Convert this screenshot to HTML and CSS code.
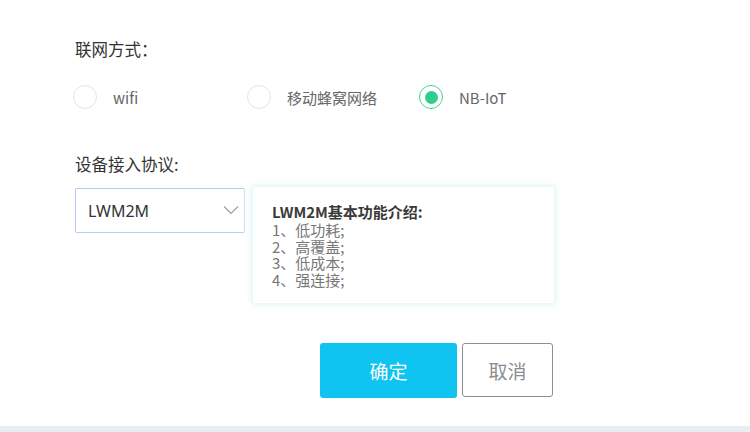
FILE: index.html
```html
<!DOCTYPE html>
<html lang="zh">
<head>
<meta charset="utf-8">
<link rel="stylesheet" href="styles.css">
</head>
<body>
<div class="page">
  <div class="form">
    <div class="field-label">联网方式<span class="fw-colon">：</span></div>
    <div class="radio-group">
      <label class="radio"><span class="radio-dot"></span><span class="radio-text">wifi</span></label>
      <label class="radio"><span class="radio-dot"></span><span class="radio-text">移动蜂窝网络</span></label>
      <label class="radio checked"><span class="radio-dot"></span><span class="radio-text">NB-IoT</span></label>
    </div>
    <div class="field-label second">设备接入协议:</div>
    <div class="protocol-row">
      <div class="select">
        <span class="select-value">LWM2M</span>
        <svg class="chevron" width="16" height="10" viewBox="0 0 16 10"><path d="M1 1.5 L8 8.5 L15 1.5" fill="none" stroke="#9a9da3" stroke-width="1.1"/></svg>
      </div>
      <div class="info">
        <div class="info-title">LWM2M基本功能介绍:</div>
        <div class="info-line">1、低功耗;</div>
        <div class="info-line">2、高覆盖;</div>
        <div class="info-line">3、低成本;</div>
        <div class="info-line">4、强连接;</div>
      </div>
    </div>
    <div class="actions">
      <button class="btn btn-primary">确定</button>
      <button class="btn btn-cancel">取消</button>
    </div>
  </div>
  <div class="footer-strip"></div>
</div>
</body>
</html>
```
FILE: styles.css
```css
html, body {
  margin: 0;
  padding: 0;
  background: #ffffff;
  font-family: "Noto Sans", "Noto Sans CJK SC", sans-serif;
}
.page {
  width: 750px;
  height: 432px;
  display: flex;
  flex-direction: column;
  overflow: hidden;
}
.form {
  flex: 1;
  padding: 38px 0 0 75px;
}
.field-label {
  font-size: 16.5px;
  line-height: 22px;
  color: #333333;
  font-family: "Noto Sans CJK SC", sans-serif;
}
.fw-colon {
  font-family: "Noto Sans CJK TC", sans-serif;
}
.field-label.second {
  margin-top: 44px;
}
.radio-group {
  display: grid;
  grid-template-columns: 174px 172px auto;
  margin: 25px 0 0 -2px;
  height: 24px;
  align-items: center;
}
.radio {
  display: flex;
  align-items: center;
  gap: 16px;
}
.radio-dot {
  width: 22px;
  height: 22px;
  border: 1px solid #e1e3e6;
  border-radius: 50%;
  display: flex;
  align-items: center;
  justify-content: center;
  box-sizing: content-box;
}
.radio.checked .radio-dot {
  border-color: #3fd59a;
}
.radio.checked .radio-dot::after {
  content: "";
  width: 13px;
  height: 13px;
  border-radius: 50%;
  background: #2ecf8c;
}
.radio-text {
  font-size: 15px;
  color: #666666;
  font-family: "Noto Sans CJK SC", sans-serif;
}
.protocol-row {
  display: flex;
  align-items: flex-start;
  margin-top: 12px;
}
.select {
  box-sizing: border-box;
  width: 170px;
  height: 45px;
  border: 1px solid #d6dde8;
  border-top-color: #b3cdf5;
  border-left-color: #b3cdf5;
  border-bottom-color: #b9cff0;
  border-radius: 2px;
  display: flex;
  align-items: center;
  justify-content: space-between;
  padding: 0 5px 0 12px;
  margin-top: 1px;
}
.select-value {
  font-size: 16px;
  color: #333333;
}
.chevron {
  margin-bottom: 2px;
}
.info {
  box-sizing: border-box;
  margin-left: 8px;
  width: 301px;
  height: 116px;
  padding: 15px 0 0 19px;
  background: #ffffff;
  box-shadow: 0 0 6px 1px rgba(170, 238, 225, 0.5);
}
.info-title {
  font-size: 15px;
  font-weight: bold;
  color: #3a3a3a;
  line-height: 20px;
  font-family: "Noto Sans CJK SC", sans-serif;
}
.info-line {
  font-size: 15px;
  line-height: 16.5px;
  color: #777777;
  font-family: "Noto Sans CJK SC", sans-serif;
}
.actions {
  display: flex;
  gap: 5px;
  margin: 40px 0 0 245px;
  align-items: flex-start;
}
.btn {
  font-family: "Noto Sans CJK SC", sans-serif;
  font-size: 19px;
  border-radius: 3px;
  padding: 0;
  cursor: pointer;
}
.btn-primary {
  width: 137px;
  height: 55px;
  background: #0fc4f1;
  color: #ffffff;
  border: none;
}
.btn-cancel {
  width: 91px;
  height: 54px;
  background: #ffffff;
  color: #8a8c92;
  border: 1px solid #8c8f99;
}
.footer-strip {
  height: 6px;
  background: #e9eef2;
}
```
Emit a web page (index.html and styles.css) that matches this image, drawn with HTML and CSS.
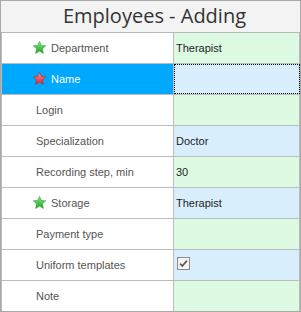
FILE: index.html
```html
<!DOCTYPE html>
<html lang="en">
<head>
<meta charset="UTF-8" />
<title>Employees - Adding</title>
<link rel="stylesheet" href="styles.css">
</head>
<body>

<svg class="defs" width="0" height="0">
  <defs>
    <linearGradient id="starGreen" x1="0" y1="0" x2="0" y2="1">
      <stop offset="0" stop-color="#86e886" />
      <stop offset="1" stop-color="#1aa51f" />
    </linearGradient>
    <linearGradient id="starRed" x1="0" y1="0" x2="0" y2="1">
      <stop offset="0" stop-color="#ff9090" />
      <stop offset="1" stop-color="#de2626" />
    </linearGradient>
    <path id="star" d="M6.5 .4 L8.35 4.4 12.7 4.85 9.45 7.8 10.35 12.4 6.5 10.1 2.65 12.4 3.55 7.8 .3 4.85 4.65 4.4Z" />
  </defs>
</svg>

<div class="window">
  <div class="title">Employees - Adding</div>

  <div class="form">
    <div class="row">
      <div class="label with-icon">
        <svg class="star green" viewBox="0 0 13 13"><use href="#star" /></svg>
        Department
      </div>
      <div class="value green">Therapist</div>
    </div>

    <div class="row selected">
      <div class="label with-icon">
        <svg class="star red" viewBox="0 0 13 13"><use href="#star" /></svg>
        Name
      </div>
      <div class="value blue focused"></div>
    </div>

    <div class="row">
      <div class="label">Login</div>
      <div class="value green"></div>
    </div>

    <div class="row">
      <div class="label">Specialization</div>
      <div class="value blue">Doctor</div>
    </div>

    <div class="row">
      <div class="label">Recording step, min</div>
      <div class="value green">30</div>
    </div>

    <div class="row">
      <div class="label with-icon">
        <svg class="star green" viewBox="0 0 13 13"><use href="#star" /></svg>
        Storage
      </div>
      <div class="value blue">Therapist</div>
    </div>

    <div class="row">
      <div class="label">Payment type</div>
      <div class="value green"></div>
    </div>

    <div class="row">
      <div class="label">Uniform templates</div>
      <div class="value blue">
        <span class="checkbox">
          <svg viewBox="0 0 11 11"><path d="M2 5.6 L4.3 8 L9 2.6" /></svg>
        </span>
      </div>
    </div>

    <div class="row">
      <div class="label">Note</div>
      <div class="value green"></div>
    </div>
  </div>
</div>

</body>
</html>
```

FILE: styles.css
```css
* {
  box-sizing: border-box;
}
body {
  margin: 0;
  font-family: "Liberation Sans", Arial, sans-serif;
  font-size: 11px;
  background: #ffffff;
}
.defs {
  position: absolute;
}

/* Pencere */
.window {
  width: 301px;
  height: 312px;
  border: 1px solid #a8a8a8;
  background: #ffffff;
  display: flex;
  flex-direction: column;
}
.title {
  height: 32px;
  border-bottom: 1px solid #b8b8b8;
  background: #f3f3f3;
  color: #333333;
  font-family: "Open Sans", "Noto Sans", sans-serif;
  font-size: 20px;
  line-height: 30px;
  text-align: center;
  padding-left: 8px;
}

/* Form satırları */
.form {
  display: flex;
  flex-direction: column;
}
.row {
  display: flex;
  height: 31px;
  border-bottom: 1px solid #bcbcbc;
}
.row:last-child {
  height: 30px;
  border-bottom: none;
}
.label {
  width: 173px;
  border-left: 1px solid #bcbcbc;
  border-right: 1px solid #bcbcbc;
  padding-left: 34px;
  display: flex;
  align-items: center;
  color: #555555;
  background: #ffffff;
}
.label.with-icon {
  padding-left: 31px;
  gap: 5px;
}
.row.selected .label {
  background: #00a8ff;
  color: #ffffff;
}
.value {
  width: 126px;
  border-right: 1px solid #bcbcbc;
  padding-left: 2px;
  display: flex;
  align-items: center;
  color: #1e1e1e;
}
.value.green {
  background: #dcf9e1;
}
.value.blue {
  background: #d9eefd;
}
.value.focused {
  outline: 1px dotted #000000;
  outline-offset: -1px;
}

/* Yıldız ikonları */
.star {
  width: 13px;
  height: 13px;
  flex-shrink: 0;
  margin-top: -1px;
}
.star.green {
  fill: url(#starGreen);
  stroke: #3a9a3c;
  stroke-width: 0.6;
}
.star.red {
  fill: url(#starRed);
  stroke: #c02424;
  stroke-width: 0.6;
}

/* Onay kutusu */
.checkbox {
  width: 13px;
  height: 13px;
  margin-left: 1px;
  margin-top: -3px;
  border: 1px solid #8a8a8a;
  background: #f4f4f4;
  display: flex;
}
.checkbox svg {
  width: 11px;
  height: 11px;
  fill: none;
  stroke: #555555;
  stroke-width: 1.6;
}
```
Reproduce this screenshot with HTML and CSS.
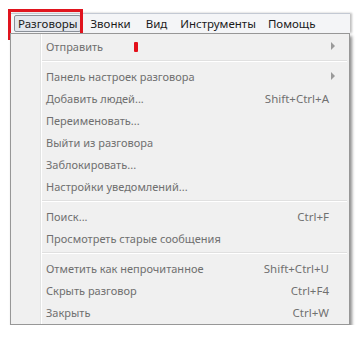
FILE: index.html
```html
<!DOCTYPE html>
<html lang="ru">
<head>
    <meta charset="UTF-8">
    <title>Разговоры</title>
    <link rel="stylesheet" href="styles.css">
</head>
<body>
    <div class="window">
        <div class="menubar">
            <span class="bar-item active">Разговоры</span>
            <span class="bar-item calls">Звонки</span>
            <span class="bar-item view">Вид</span>
            <span class="bar-item tools">Инструменты</span>
            <span class="bar-item">Помощь</span>
        </div>
        <div class="menu">
            <span class="mark"></span>
            <div class="row"><span>Отправить</span><span class="arrow"></span></div>
            <div class="sep"></div>
            <div class="row"><span>Панель настроек разговора</span><span class="arrow"></span></div>
            <div class="row"><span>Добавить людей...</span><span class="key">Shift+Ctrl+A</span></div>
            <div class="row"><span>Переименовать...</span></div>
            <div class="row"><span>Выйти из разговора</span></div>
            <div class="row"><span>Заблокировать...</span></div>
            <div class="row"><span>Настройки уведомлений...</span></div>
            <div class="sep"></div>
            <div class="row"><span>Поиск...</span><span class="key">Ctrl+F</span></div>
            <div class="row"><span>Просмотреть старые сообщения</span></div>
            <div class="sep"></div>
            <div class="row"><span>Отметить как непрочитанное</span><span class="key">Shift+Ctrl+U</span></div>
            <div class="row"><span>Скрыть разговор</span><span class="key">Ctrl+F4</span></div>
            <div class="row"><span>Закрыть</span><span class="key">Ctrl+W</span></div>
        </div>
    </div>
</body>
</html>
```

FILE: styles.css
```css
body {
    margin: 0;
    background: #fff;
    font-family: 'Noto Sans', 'Open Sans', sans-serif;
    font-size: 11px;
}
.window {
    margin: 13px 0 0 10px;
    width: 340px;
}
.menubar {
    display: flex;
    align-items: center;
    height: 19px;
    border-top: 1px solid #c3c9d3;
    background: #f4f5f7;
    padding-left: 4px;
    box-shadow: 2px 0 2px rgba(0,0,0,0.25);
}
.bar-item {
    position: relative;
    padding: 0 5px;
    line-height: 15px;
    font-size: 11.5px;
    color: #1b1b1b;
    border: 1px solid transparent;
}
.calls {
    margin-left: 3px;
}
.view {
    margin-left: 3px;
}
.tools {
    margin-left: 1px;
}
.active {
    background: #e3e6ec;
    border-color: #8a9098;
    border-radius: 2px;
    padding: 0 3px;
}
.active::after {
    content: '';
    position: absolute;
    left: -7px;
    top: -7px;
    right: -3px;
    bottom: -9px;
    border: 3px solid #e0141e;
}
.menu {
    position: relative;
    border: 1px solid #979797;
    background: linear-gradient(to right, #f0f0f0 29px, #e2e3e3 29px, #e2e3e3 30px, #fff 30px, #fff 31px, #f0f0f0 31px);
    padding: 1px 0;
    box-shadow: 2px 3px 3px rgba(0,0,0,0.45);
}
.row {
    display: flex;
    align-items: center;
    justify-content: space-between;
    height: 22px;
    padding: 0 20px 0 35px;
    color: #6f6f6f;
}
.key {
    font-size: 11.5px;
    color: #707070;
}
.arrow {
    width: 0;
    height: 0;
    border-top: 4px solid transparent;
    border-bottom: 4px solid transparent;
    border-left: 4px solid #9a9a9a;
    margin-right: -6px;
}
.sep {
    height: 1px;
    margin: 3px 2px 3px 31px;
    border-top: 1px solid #e0e0e0;
    background: #fff;
}
.mark {
    position: absolute;
    left: 123px;
    top: 8px;
    width: 4px;
    height: 10px;
    background: #e3101a;
    border-radius: 1px;
}
```
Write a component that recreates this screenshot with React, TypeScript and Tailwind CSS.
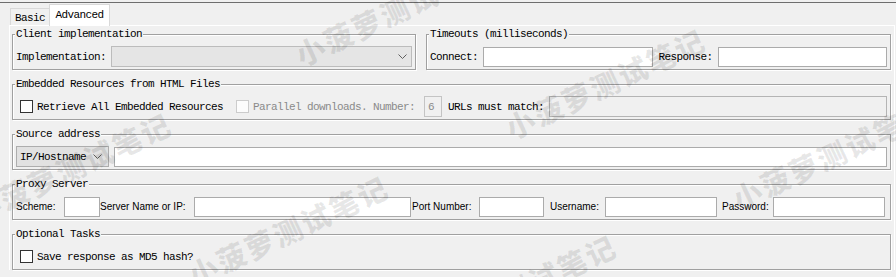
import type { ReactNode } from "react";

function Chevron({ className }: { className?: string }) {
  return (
    <svg className={className} width="9" height="5" viewBox="0 0 9 5" fill="none">
      <polyline points="0.5,0.5 4.5,4.5 8.5,0.5" stroke="#606060" strokeWidth="1" />
    </svg>
  );
}

function Group({ title, className = "", children }: { title: string; className?: string; children: ReactNode }) {
  return (
    <fieldset
      className={`min-w-0 m-0 border border-[#a0a0a0] shadow-[1px_1px_0_#ffffff,inset_1px_1px_0_#ffffff] pl-[3px] pr-[3px] pt-[6px] pb-[2px] ${className}`}
    >
      <legend className="-ml-px px-px bg-[#f0f0f0] leading-[12px]">{title}</legend>
      <div className="flex h-[21px] items-center">{children}</div>
    </fieldset>
  );
}

function Field({ className = "" }: { className?: string }) {
  return <input className={`h-[20px] border border-[#ababab] bg-white outline-none ${className}`} />;
}

function Check({ disabled }: { disabled?: boolean }) {
  return (
    <span
      className={`inline-block w-[13px] h-[13px] shrink-0 border ${
        disabled ? "border-[#cccccc] bg-[#fcfcfc]" : "border-[#333333] bg-white"
      }`}
    />
  );
}

const marks = [
  "left-[71px] top-[167px]",
  "left-[395px] top-[10px]",
  "left-[288px] top-[230px]",
  "left-[605px] top-[83px]",
  "left-[516px] top-[289px]",
  "left-[832px] top-[154px]",
];

export default function App() {
  return (
    <div className="relative w-[896px] h-[277px] overflow-hidden bg-[#f0f0f0] text-black font-['Liberation_Mono',monospace] text-[11px] tracking-[-0.6px] leading-[12px]">
      <div className="h-[3px] border-b border-[#6e6e6e]" />

      {/* tabs */}
      <div className="flex h-[22px] items-end pl-[10px]">
        <div className="flex h-[17px] w-[40px] items-center justify-center border border-b-0 border-[#d9d9d9] bg-[#f0f0f0] pt-px">
          Basic
        </div>
        <div className="relative z-10 -ml-px -mb-px flex h-[22px] w-[61px] items-center justify-center border border-b-0 border-[#d9d9d9] bg-white pb-[2px]">
          Advanced
        </div>
      </div>

      {/* panel */}
      <div className="ml-[9px] w-[886px] border-x border-t border-white pl-[2px] pr-[3px] pt-[2px] flex flex-col gap-2">
        <div className="flex">
          <Group title="Client implementation" className="w-[404px] pr-[2px]">
            <span className="w-[95px] shrink-0">Implementation:</span>
            <div className="flex h-[21px] flex-1 items-center justify-end border border-[#bcbcbc] bg-[#e5e5e5] pr-[4px]">
              <Chevron />
            </div>
          </Group>
          <Group title="Timeouts (milliseconds)" className="ml-[10px] flex-1">
            <span className="w-[53px] shrink-0">Connect:</span>
            <Field className="flex-1 min-w-0" />
            <span className="ml-[6px] w-[59px] shrink-0">Response:</span>
            <Field className="flex-1 min-w-0" />
          </Group>
        </div>

        <Group title="Embedded Resources from HTML Files">
          <span className="ml-[4px] flex items-center">
            <Check />
          </span>
          <span className="ml-[4px]">Retrieve All Embedded Resources</span>
          <span className="ml-[13px] flex items-center">
            <Check disabled />
          </span>
          <span className="ml-[4px] text-[#8a8a8a]">Parallel downloads. Number:</span>
          <div className="ml-[9px] flex h-[21px] w-[18px] items-center border border-[#c4c4c4] pl-[3px] text-[#8a8a8a]">6</div>
          <span className="ml-[6px]">URLs must match:</span>
          <div className="ml-[5px] h-[21px] flex-1 border border-[#b4b4b4] bg-[#f0f0f0]" />
        </Group>

        <Group title="Source address">
          <div className="flex h-[21px] w-[93px] shrink-0 items-center justify-between border border-[#adadad] bg-[#e1e1e1] pl-[3px] pr-[6px]">
            <span>IP/Hostname</span>
            <Chevron />
          </div>
          <Field className="ml-[5px] flex-1 min-w-0" />
        </Group>

        <Group title="Proxy Server">
          <div className="flex items-center font-['Liberation_Sans',Arial,sans-serif] text-[10px] tracking-normal">
            <span className="w-[48px] shrink-0">Scheme:</span>
            <Field className="w-[36px]" />
            <span className="w-[94px] shrink-0">Server Name or IP:</span>
            <Field className="w-[217px]" />
            <span className="ml-[1px] w-[67px] shrink-0">Port Number:</span>
            <Field className="w-[65px]" />
            <span className="ml-[6px] w-[55px] shrink-0">Username:</span>
            <Field className="w-[112px]" />
            <span className="ml-[5px] w-[51px] shrink-0">Password:</span>
            <Field className="w-[112px]" />
          </div>
        </Group>

        <Group title="Optional Tasks">
          <span className="ml-[4px] flex items-center">
            <Check />
          </span>
          <span className="ml-[4px]">Save response as MD5 hash?</span>
        </Group>
      </div>

      {/* watermark */}
      <div className="pointer-events-none absolute inset-0">
        {marks.map((m) => (
          <span
            key={m}
            className={`absolute ${m} -translate-x-1/2 -translate-y-1/2 -rotate-[25deg] whitespace-nowrap font-['Noto_Sans_CJK_SC',sans-serif] text-[29px] font-black tracking-[2px] leading-none text-black/[0.09]`}
          >
            小菠萝测试笔记
          </span>
        ))}
      </div>
    </div>
  );
}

━━━━━━━━

Your goal
Scan the data for the word "that" and copy every line where it shows up.

Answer to the exercise
Emit a web page (index.html and styles.css) that matches this image, drawn with HTML and CSS.
Write a component that recreates this screenshot with React, TypeScript and Tailwind CSS.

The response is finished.